ARTICLE 12. SELLER'S OBLIGATIONS AFTER THE CLOSING

     12.1 PRESERVATION OF GOODWILL: Following the Closing, Seller will restrict
its activities so that Buyer's reasonable expectations with respect to the
goodwill, business reputation, employee relations and prospects connected with
the Assets will not be materially impaired. Additionally, Seller will not
disclose to any person or use for its own benefit any price lists, pricing data,
customer lists, or similar matters possessed by it relating to the Assets or the
business transferred to Buyer unless it first clearly demonstrates to Buyer that
such matters are, at the time of the proposed disclosure or use, of common
knowledge within the trade.

     12.2 SELLER INDEMNITIES: Seller shall indemnify, defend and hold harmless
Buyer and its officers, directors, and agents against and in respect of any and
all claims, demands, losses, costs, expenses, obligations, liabilities, damages,
recoveries and deficiencies, including interest, penalties and reasonable
attorneys fees, that Buyer, or its officers, directors, or agents shall incur or
suffer, which arise, result from or relate to any breach of, or failure by
Seller to perform, any of its representations, warranties, covenants or
agreements in this Agreement or in any schedule, certificate, exhibit or other
instrument furnished or to be furnished by Seller under this Agreement.
Notwithstanding any other provision of this Agreement, Seller shall not be
liable to Buyer, or its officers, directors, or agents on any warranty,
representation or covenant made by Seller in this Agreement, regarding any
single claim, loss, expense, obligation or other liability that does not exceed
$10,000; provided, however, that when the aggregate amount of all such claims,
losses, expenses, obligations and liabilities not exceeding $10,000 each reaches
$10,000, Seller shall thereafter be liable in full for all such breaches and
indemnities, and regarding all those claims, losses, expenses, obligations, and
liabilities.

     12.3 ACCESS TO RECORDS: From and after the Closing, Seller shall allow
Buyer, and its counsel, accountants and other representatives, such access to
records which after the Closing are in the custody or control of Seller as Buyer
reasonably requires in order to comply with its obligations under the law or
under contracts assumed by Buyer pursuant to this Agreement.

ARTICLE 13. COSTS

<PAGE>

     Each of the parties shall pay all costs and expenses incurred or to be
incurred by it in negotiating and preparing this Agreement and in closing and
carrying out the transactions contemplated by this Agreement.

ARTICLE 14. SECURITIES ASPECTS OF AGREEMENT

     14.1 All parties to this Agreement mutually understand, agree and covenant
that any referenced sale or other disposition of any security under this
Agreement shall be controlled and governed by this section. Specifically should
there arise any conflict of application or interpretation under this section and
any other provision or section of this Agreement; this section shall be given
primary definition and control. The term "securities" for the purposes of this
Agreement shall mean and include all shares of Chequemate, and any warrants to
acquire those shares as well as any other instrument or obligation customary or
commonly described as a security. Each of the following terms and conditions of
the issuance and distribution of the securities shall be fully applicable unless
otherwise specifically waived or treated in the following paragraphs.
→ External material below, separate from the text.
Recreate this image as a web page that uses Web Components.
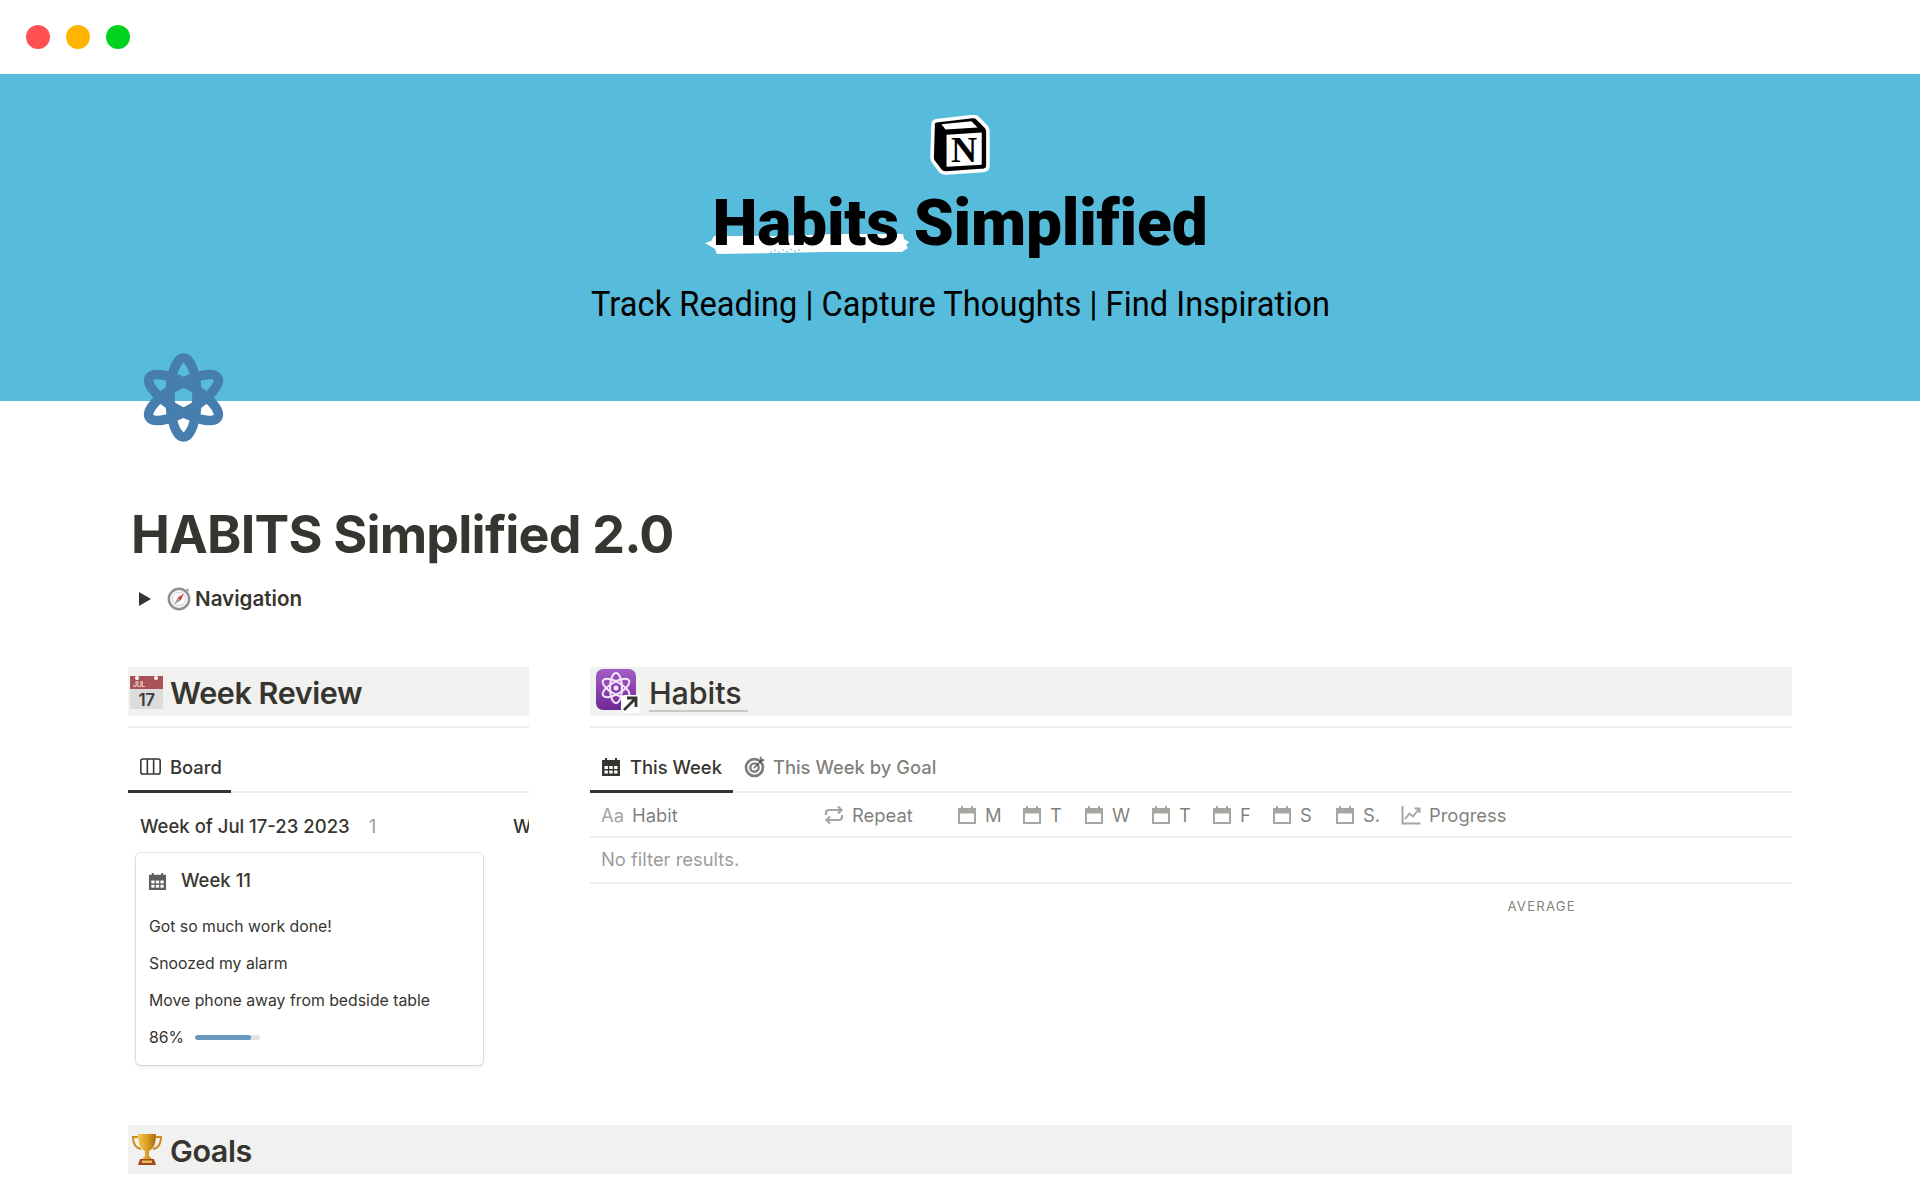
<!DOCTYPE html>
<html lang="en"><head><meta charset="utf-8"><title>Habits Simplified</title>
<style>
html,body{margin:0;padding:0;background:#fff;height:1200px;overflow:hidden}
body{font-family:Inter,"Liberation Sans",sans-serif;color:#37352f}
</style></head><body>
<x-page></x-page>
<script>
const ICONS={
cal:`<svg viewBox="0 0 20 20" width="100%" height="100%"><path fill="currentColor" d="M4 1h2v2h8V1h2v2h3v16H1V3h3z"/><g fill="#fff"><rect x="3.5" y="9" width="3.4" height="3"/><rect x="8.3" y="9" width="3.4" height="3"/><rect x="13.1" y="9" width="3.4" height="3"/><rect x="3.5" y="13.5" width="3.4" height="3"/><rect x="8.3" y="13.5" width="3.4" height="3"/><rect x="13.1" y="13.5" width="3.4" height="3"/></g></svg>`,
calo:`<svg viewBox="0 0 20 20" width="100%" height="100%"><path fill="currentColor" d="M4 1h2v2h8V1h2v2h3v16H1V3h3zM3 8.500V17h14V8.500z"/></svg>`,
board:`<svg viewBox="0 0 20 16" width="100%" height="100%" fill="none" stroke="currentColor" stroke-width="1.5"><rect x=".8" y=".8" width="18.4" height="14.4" rx="2"/><path d="M7 1v14M13 1v14"/></svg>`,
target:`<svg viewBox="0 0 20 20" width="100%" height="100%" fill="none" stroke="currentColor"><circle cx="9.500" cy="10.500" r="7.700" stroke-width="2.400"/><circle cx="9.500" cy="10.500" r="3.800" stroke-width="2.200"/><circle cx="9.500" cy="10.500" r="1" fill="currentColor" stroke="none"/><path d="M10 10l7-7" stroke-width="1.600"/><path d="M15 .5l.5 3 3 .5" stroke-width="1.600"/></svg>`,
repeat:`<svg viewBox="0 0 20 20" width="100%" height="100%" fill="none" stroke="currentColor" stroke-width="2.200"><path d="M2 10V8a3 3 0 0 1 3-3h12M14 1.500 17.500 5 14 8.500"/><path d="M18 10v2a3 3 0 0 1-3 3H3M6 11.500 2.500 15 6 18.500"/></svg>`,
chart:`<svg viewBox="0 0 20 20" width="100%" height="100%" fill="none" stroke="currentColor" stroke-width="1.900"><path d="M1.500 1v17.500H19.500"/><path d="M4 14l4.500-5.500 3.500 3L18 4"/><path d="M13.500 3.500H18.500V8"/></svg>`
};
function def(name,html,init){
 customElements.define(name,class extends HTMLElement{
  constructor(){super();this.attachShadow({mode:'open'}).innerHTML=html}
  connectedCallback(){init&&init(this)}
 });
}
def('x-icon',`<style>:host{display:inline-block;flex:none;line-height:0}</style><span id="i" style="display:block;width:100%;height:100%"></span>`,el=>{el.shadowRoot.getElementById('i').innerHTML=ICONS[el.getAttribute('name')]||''});

def('x-window-bar',`<style>
:host{display:flex;height:74px;align-items:center;gap:16px;padding-left:26px;background:#fff;box-sizing:border-box}
i{width:24px;height:24px;border-radius:50%;display:block}
</style><i style="background:#ff5152"></i><i style="background:#ffb500"></i><i style="background:#00d21f"></i>`);

def('x-brand-logo',`<style>:host{display:block;width:60px;height:60px}svg{display:block}</style>
<svg viewBox="1 1 58 58" width="60" height="60">
<path d="M4 10Q4 7 7 6.500L42 2.500Q45 2 47 4L55 12Q57 14 57 17V50Q57 54 53 54.500L17 57Q13 57.500 11 55L5 47Q3 45 3 42Z" fill="#000" stroke="#fff" stroke-width="3.500" stroke-linejoin="round"/>
<path d="M12 10 41 7 47 13 16 15Z" fill="#fff"/>
<path d="M17 20 51 18V49L17 51Z" fill="#fff"/>
<text x="34" y="46" text-anchor="middle" font-family="'Liberation Serif',serif" font-weight="700" font-size="35" fill="#000">N</text>
</svg>`);

def('x-cover',`<style>
:host{display:flex;flex-direction:column;align-items:center;height:327px;background:#57bbdb;box-sizing:border-box;padding-top:41px;color:#000}
h1{margin:14px 0 0;font:900 64px/70px Roboto,sans-serif;letter-spacing:-.2px;display:flex;gap:15px;white-space:nowrap}
.w{position:relative;z-index:0}
.w svg{position:absolute;left:-8px;bottom:5px;width:204px;height:21px;z-index:-1}
p{margin:23px 0 0;font:400 35.500px/44px Roboto,sans-serif;white-space:nowrap;letter-spacing:.05px;transform:scaleX(.918)}
</style>
<x-brand-logo></x-brand-logo>
<h1><span class="w"><svg viewBox="0 0 204 21" preserveAspectRatio="none"><path fill="#fff" d="M0 10 6 8 9 3 70 3 130 1 198 1 199 6 204 9 201 12 203 15 197 19 120 19 70 20 12 21 10 16 5 13Z"/><g fill="#8fd0e6"><circle cx="66" cy="19" r="1"/><circle cx="70" cy="17.500" r="1"/><circle cx="74" cy="19" r="1"/><circle cx="78" cy="17" r="1"/><circle cx="82" cy="18.500" r="1"/><circle cx="86" cy="16.500" r="1"/><circle cx="90" cy="18" r="1"/><circle cx="94" cy="17" r="1"/></g></svg>Habits</span><span>Simplified</span></h1>
<p>Track Reading | Capture Thoughts | Find Inspiration</p>`);

def('x-atom',`<style>:host{position:absolute;display:block;width:81px;height:89px}</style>
<svg viewBox="0 0 81 89" width="81" height="89" fill="none" stroke="#467fad" stroke-width="9.500">
<ellipse cx="40.500" cy="44.500" rx="13.500" ry="39.500"/>
<ellipse cx="40.500" cy="44.500" rx="13.500" ry="39.500" transform="rotate(60 40.500 44.500)"/>
<ellipse cx="40.500" cy="44.500" rx="13.500" ry="39.500" transform="rotate(-60 40.500 44.500)"/>
</svg>`);

def('x-toggle',`<style>
:host{display:flex;align-items:center;height:32px;font:600 20.600px/32px Inter,sans-serif;color:#37352f}
.t{width:0;height:0;border-left:12px solid #37352f;border-top:7px solid transparent;border-bottom:7px solid transparent;margin-left:11px;margin-right:16px}
svg{margin-right:4px;flex:none}
</style><span class="t"></span>
<svg viewBox="0 0 24 24" width="24" height="24"><circle cx="12" cy="12" r="10.200" fill="#f4f4f6" stroke="#8f8f96" stroke-width="2.400"/><circle cx="12" cy="12" r="6.500" fill="#fff" stroke="#d5d5da"/><path d="M17 6.500 13.500 13.500 10.500 11Z" fill="#e0322c"/><path d="M7 17.500 13.500 13.500 10.500 11Z" fill="#9a9aa0"/><circle cx="20.500" cy="3" r="1.500" fill="#aaa"/></svg>
<slot></slot>`);

def('x-heading',`<style>
:host{display:flex;align-items:center;height:49px;background:#f1f1ef;font:600 30.500px/49px Inter,sans-serif;color:#37352f;letter-spacing:-.42px;white-space:nowrap}
.ic{display:flex;width:42px;justify-content:flex-start;flex:none}
.tx{padding-top:2px;display:flex;align-items:center}
</style><span class="ic"><slot name="icon"></slot></span><span class="tx"><slot></slot></span>`);

def('x-cal-emoji',`<style>:host{display:block;margin-left:2px;line-height:0}</style>
<svg viewBox="0 0 33 34" width="33" height="34"><rect y="1" width="33" height="33" fill="#dcdcdc"/><rect y="1" width="33" height="13" fill="#a85358"/>
<circle cx="7" cy="3" r="2" fill="#fff"/><circle cx="26" cy="3" r="2" fill="#fff"/>
<text x="3" y="12" font-family="Inter,sans-serif" font-size="7" fill="#f0d6d6">JUL</text>
<text x="16.500" y="31" text-anchor="middle" font-family="Inter,sans-serif" font-size="17" fill="#3c3c3c">17</text></svg>`);

def('x-trophy',`<style>:host{display:block;margin-left:3px;line-height:0}</style>
<svg viewBox="0 0 32 33" width="32" height="33"><defs><linearGradient id="g" x1="0" x2="1"><stop offset="0" stop-color="#f6c64c"/><stop offset=".55" stop-color="#d99a20"/><stop offset="1" stop-color="#a86a12"/></linearGradient></defs>
<path d="M7 4H2c0 7 3 11 8 12M25 4h5c0 7-3 11-8 12" fill="none" stroke="#c98d1e" stroke-width="2"/>
<path d="M7 1h18c0 9-2 15-7 17v5l3 3H11l3-3v-5C9 16 7 10 7 1Z" fill="url(#g)"/>
<path d="M9 26h14l2 6H7Z" fill="#a5481f"/><rect x="11" y="27.500" width="10" height="2.500" fill="#e6b860"/></svg>`);

def('x-atom-tile',`<style>:host{display:block;margin-left:4px;margin-top:-3px;line-height:0}</style>
<svg viewBox="0 0 46 46" width="46" height="46">
<defs><linearGradient id="p" x2="0" y2="1"><stop offset="0" stop-color="#a45cc8"/><stop offset="1" stop-color="#6f2a97"/></linearGradient></defs>
<rect x="2" y="2" width="40" height="41" rx="7" fill="url(#p)"/>
<g fill="none" stroke="#f4e6fa" stroke-width="2"><ellipse cx="22" cy="21" rx="6" ry="15"/><ellipse cx="22" cy="21" rx="6" ry="15" transform="rotate(60 22 21)"/><ellipse cx="22" cy="21" rx="6" ry="15" transform="rotate(-60 22 21)"/></g><circle cx="22" cy="21" r="2.500" fill="#f4e6fa"/>
<rect x="27" y="28" width="19" height="18" rx="4" fill="#fff"/>
<path d="M30 43 42 31M33 31h9v9" fill="none" stroke="#37352f" stroke-width="2.800"/></svg>`);

def('x-tabs',`<style>
:host{display:flex;height:65px;align-items:flex-end;box-sizing:border-box;border-bottom:2px solid #ececeb;font:500 18.400px/24px Inter,sans-serif;white-space:nowrap}
</style><slot></slot>`);

def('x-tab',`<style>
:host{display:flex;align-items:center;height:53px;margin-bottom:-2px;box-sizing:border-box;gap:9px;padding-top:3px;border-bottom:3px solid transparent;color:rgba(55,53,47,.65)}
:host([active]){border-bottom-color:#37352f;color:#37352f}
</style><slot></slot>`);

def('x-card',`<style>
:host{display:block;width:347px;height:212px;box-sizing:border-box;border-radius:5px;background:#fff;box-shadow:0 0 0 1px rgba(15,15,15,.1),0 2px 4px rgba(15,15,15,.1);padding:0 13px;margin-left:8px;font:400 15.800px/20px Inter,sans-serif}
.t{display:flex;align-items:center;height:54.500px;font:500 18.500px/24px Inter,sans-serif;gap:14px}
.l{height:37.300px;line-height:37px;white-space:nowrap}
.p{display:flex;align-items:center;height:37px;gap:11px}
.b{width:65px;height:5px;border-radius:3px;background:#e3e2e0;overflow:hidden;margin-top:-1px}
.b i{display:block;height:100%;width:86%;background:#6698c0;border-radius:3px}
x-icon{width:19px;height:19px;color:#5f5e5b;margin:2px 0 0 -1px}
</style>
<div class="t"><x-icon name="cal"></x-icon><span>Week 11</span></div>
<div class="l">Got so much work done!</div><div class="l">Snoozed my alarm</div><div class="l">Move phone away from bedside table</div>
<div class="p"><span>86%</span><span class="b"><i></i></span></div>`);

def('x-board',`<style>
:host{display:flex;overflow:hidden;width:401px;white-space:nowrap;padding-bottom:8px}
.lane{flex:none;width:373px}
.h{height:60px;display:flex;align-items:center;padding:5px 0 0 12px;font:500 18.500px/24px Inter,sans-serif;box-sizing:border-box}
.h b{font-weight:400;color:rgba(55,53,47,.5);margin-left:19px}
</style>
<div class="lane"><div class="h">Week of Jul 17-23 2023<b>1</b></div><x-card></x-card></div>
<div class="lane"><div class="h">W</div></div>`);

def('x-table',`<style>
:host{display:block;font:400 18.400px/24px Inter,sans-serif;color:rgba(55,53,47,.65);white-space:nowrap}
.r{display:grid;grid-template-columns:223px 133px 65px 62px 67px 61px 60px 63px 66px 1fr;height:45px;align-items:center;border-bottom:2px solid #efefee;box-sizing:border-box;padding-top:1px}
.c{display:flex;align-items:center;gap:8px;padding-left:11px}
x-icon{width:20px;height:20px;color:#a5a5a1}
.aa{color:#a5a5a1;width:23px}
.e{height:46px;display:flex;align-items:center;padding:0 0 2px 11px;border-bottom:2px solid #efefee;box-sizing:border-box;color:rgba(55,53,47,.5)}
.f{display:flex;justify-content:flex-end;padding:13px 216px 0 0;font-size:13.200px;line-height:18px;letter-spacing:1.200px;color:rgba(55,53,47,.65)}
</style>
<div class="r"><div class="c"><span class="aa">Aa</span><span>Habit</span></div>
<div class="c"><x-icon name="repeat"></x-icon><span>Repeat</span></div>
<div class="c"><x-icon name="calo"></x-icon><span>M</span></div>
<div class="c"><x-icon name="calo"></x-icon><span>T</span></div>
<div class="c"><x-icon name="calo"></x-icon><span>W</span></div>
<div class="c"><x-icon name="calo"></x-icon><span>T</span></div>
<div class="c"><x-icon name="calo"></x-icon><span>F</span></div>
<div class="c"><x-icon name="calo"></x-icon><span>S</span></div>
<div class="c"><x-icon name="calo"></x-icon><span>S.</span></div>
<div class="c"><x-icon name="chart"></x-icon><span>Progress</span></div></div>
<div class="e">No filter results.</div>
<div class="f">AVERAGE</div>`);

def('x-section',`<style>
:host{display:block;min-width:0}
.d{height:2px;background:#ececeb;margin-top:10px}
</style><slot name="head"></slot><div class="d"></div><slot></slot>`);

def('x-page',`<style>
:host{display:block;width:1920px;height:1200px;overflow:hidden;background:#fff}
.wrap{position:relative}
x-atom{left:143px;top:-48px}
main{padding:104px 128px 0}
h1{margin:0 0 0 3px;font:700 52px/60px Inter,sans-serif;color:#37352f;letter-spacing:-.8px;white-space:nowrap}
x-toggle{margin-top:18px}
.cols{display:grid;grid-template-columns:401px 1202px;column-gap:61px;margin-top:52px}
.goals{margin-top:52px}
.u{border-bottom:2px solid #c9c8c5;line-height:35px;font-weight:500;padding-right:6px;margin-left:17px;margin-top:2px;display:inline-block;letter-spacing:-.1px}
x-tab x-icon{width:20px;height:20px}
#t1{padding-left:12px;padding-right:11px;width:103px}
#t2{padding-left:11px;padding-right:11px}
#t3{padding-left:11px;padding-right:11px}
#t3 x-icon{width:22px;height:22px;margin-right:-2px}
</style>
<x-window-bar></x-window-bar>
<x-cover></x-cover>
<div class="wrap"><x-atom></x-atom>
<main>
<h1>HABITS Simplified 2.0</h1>
<x-toggle>Navigation</x-toggle>
<div class="cols">
<x-section><x-heading slot="head"><x-cal-emoji slot="icon"></x-cal-emoji>Week Review</x-heading>
 <x-tabs><x-tab active id="t1"><x-icon name="board" style="width:21px;height:17px"></x-icon>Board</x-tab></x-tabs>
 <x-board></x-board>
</x-section>
<x-section><x-heading slot="head"><x-atom-tile slot="icon"></x-atom-tile><span class="u">Habits</span></x-heading>
 <x-tabs><x-tab active id="t2"><x-icon name="cal"></x-icon>This Week</x-tab><x-tab id="t3"><x-icon name="target"></x-icon>This Week by Goal</x-tab></x-tabs>
 <x-table></x-table>
</x-section>
</div>
<x-heading class="goals"><x-trophy slot="icon"></x-trophy>Goals</x-heading>
</main></div>`);
</script>
</body></html>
     14.2 Each security issued pursuant to the terms of this Agreement shall be
a "restricted" security unless otherwise specifically referenced as being issued
pursuant to a registration or offering.

     14.3 Seller understands and agrees that a restricted security for the
purposes of this Agreement is one, which is issued without meeting registration
requirements under both federal and state law within the United States. Each
party to this Agreement further agrees and acknowledges that the nature of
restricted security is that it is not freely tradable. That is, the holder of
such security cannot immediately market or further distribute such security in
the open market, or through private transactions without the express written
consent of the issuer, primarily Chequemate under the terms of this Agreement.

     14.4 Seller fully acknowledges and understands that the resale of a
restricted security will normally require substantial holding periods unless
subsequently subject to an intervening registration under applicable federal and
state securities laws. Seller acquiring restricted stock under this Agreement
further acknowledges and agrees that the principal, though not exclusive, means
by which restricted securities are resold under United States law and conforming
state laws and regulations is Securities and Exchange Commission ("SEC") Rule
144, which essentially requires a holding period of one year before the stock
can be resold or any interest therein further sold or assigned. In general
terms, Rule 144 would require that there be current public information about the
Company before the provisions of the Rule could be relied upon for subsequent
resale, that the aforementioned holding period had been met, that the sales
occurred through independent arms-length and unsolicited brokerage transactions,
that certain volume limitations on the number of shares sold in each three month
period be observed, and that a

<PAGE>

report of sales will be filed with the SEC. Seller understands that the
foregoing constitutes only a general description of Rule 144 and that such
person is or has the means to become familiar with all of the specific
provisions and terms of Rule 144 through his independent legal advisors.
Seller further acknowledges and agrees that while Rule 144 is not exclusive,
that it is anticipated and intended that it would be the primary means by
which securities acquired under this Agreement could be resold absent the
specific registration provisions of this Agreement.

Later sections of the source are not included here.